Lately, the University of Mississippi has installed plaques across campus that contextualize the legacies of slavery. Affixed to the base of the Confederate memorial in 2016, one plaque explains that, although it was erected to “honor the sacrifice of local Confederate soldiers, it must also remind us that the defeat of the Confederacy actually meant freedom for millions of people.” A plaque now installed in front of Barnard Observatory explains that enslaved laborers laid the red brick in 1859 for our home.
White Mississippians co-opted the Blind Jim story to further the segregation of higher education in Mississippi.
It’s harder to contextualize Jim Crow and the attitudes that took hold in that era. That’s because so many of the symbols adopted then are still in use on this campus. In those years, the University came to be called Ole Miss, a term of respect used for the white mistress of the plantation.
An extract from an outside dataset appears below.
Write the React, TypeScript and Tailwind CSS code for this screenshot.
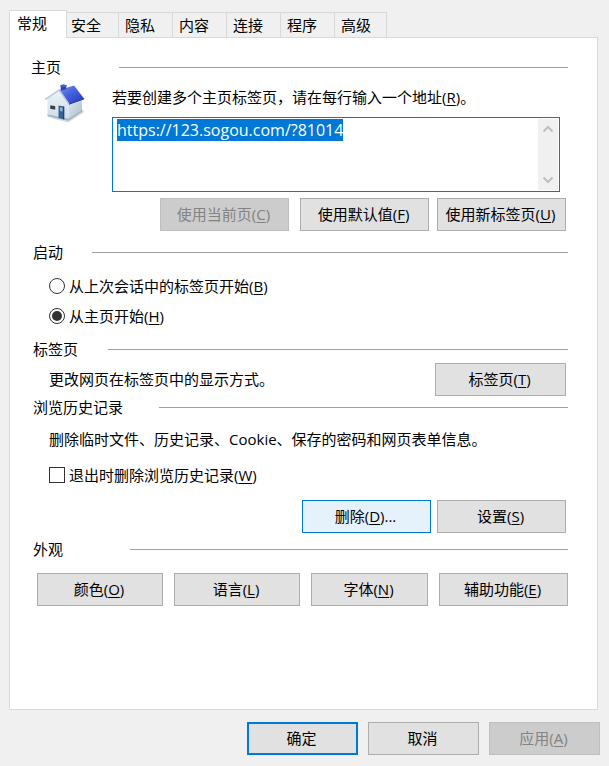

And the University embraced as its mascot Colonel Reb, a goateed man in Confederate grays.
Alumni and faculty and friends of the University continue to debate the origins of that now-defrocked figure. David Sansing, a retired University of Mississippi history professor, suggests that Colonel Reb may have been based on a man named James Ivy, known on campus as “Blind Jim.” To support his thesis, Sansing points to an image of Ivy on the cover of the 1937 yearbook that looks a lot like Colonel Reb. A black man born to once-enslaved parents, Ivy went blind in his teens and lived much of his adult life on or near the University. On campus he roasted and sold peanuts, ran a concession stand in the Lyceum, and led cheers at sporting events. Ivy became such a beloved figure that Jim Crow–era students often referred to him as the freshman dean.
Depending on their political stance, white Mississippians came to see Blind Jim Ivy as a symbol of positive white-black relations, an icon of University fidelity, or a totem of paternalism. Little has been published about how black Mississippians regard him. When Ivy died in 1955, alumni and students raised money for Blind Jim scholarships that would fund black Mississippi student attendance at black Mississippi colleges. In other words, beginning in the year of his death, one year after the Supreme Court handed down the Brown decision, in the same year white Mississippians lynched Emmett Till, white Mississippians co-opted the Blind Jim story to further the segregation of higher education in Mississippi.
Here at Barnard, we collect few Southern artifacts. Instead, the Center and the SFA display photographs from this place. Downstairs, the Center has installed Bill Ferris photographs of Alice Walker in a stylish afro and Eudora Welty behind the wheel of a large American car. Upstairs in the SFA offices, we adopt a similar aesthetic, displaying photos of oral history narrators like Florida oysterman Unk Quick and Chicago restaurant owner Edna Stewart. Now that Blind Jim has come into focus, the SFA’s inclination against artifacts may change.
This winter, on the first day of classes, which was also the day after the national Martin Luther King Jr. holiday, Andy Harper and I began texting back and forth about Blind Jim. The next day, we met at the back door of Barnard to survey his old machine. It appeared to be rusted but restorable. In light of the University’s recent plaque installations, we asked each other, “What text would best contextualize Blind Jim’s peanut machine?” And: “If someone hauled it from the back door and refurbished it and displayed it in, say, the building where the SFA headquarters, what should a plaque relate?”
After we talked, Andy texted to share what he had been thinking, way back when he moved Blind Jim Ivy’s peanut machine to safety: “I knew there was a legacy there that should be honored, but I didn’t want to be part of the perpetuating the Blind Jim myth and the wrong legacy. And at that time, because of the perceived attack on symbols and heritage…and because of Sansing’s assertion that Col. Reb was based on Mr. Ivy…I decided to drop it. But now feels like a pretty good time to address it again….”
I’m with Andy. Now might be just the right time to claim and contextualize this story of the Jim Crow South, to honor Jim Ivy, the person, and to bring this tool of his labor in through the front door for all to see.
John T. Edge is the founding director of the SFA and the host of True South on the SEC Network/ESPN.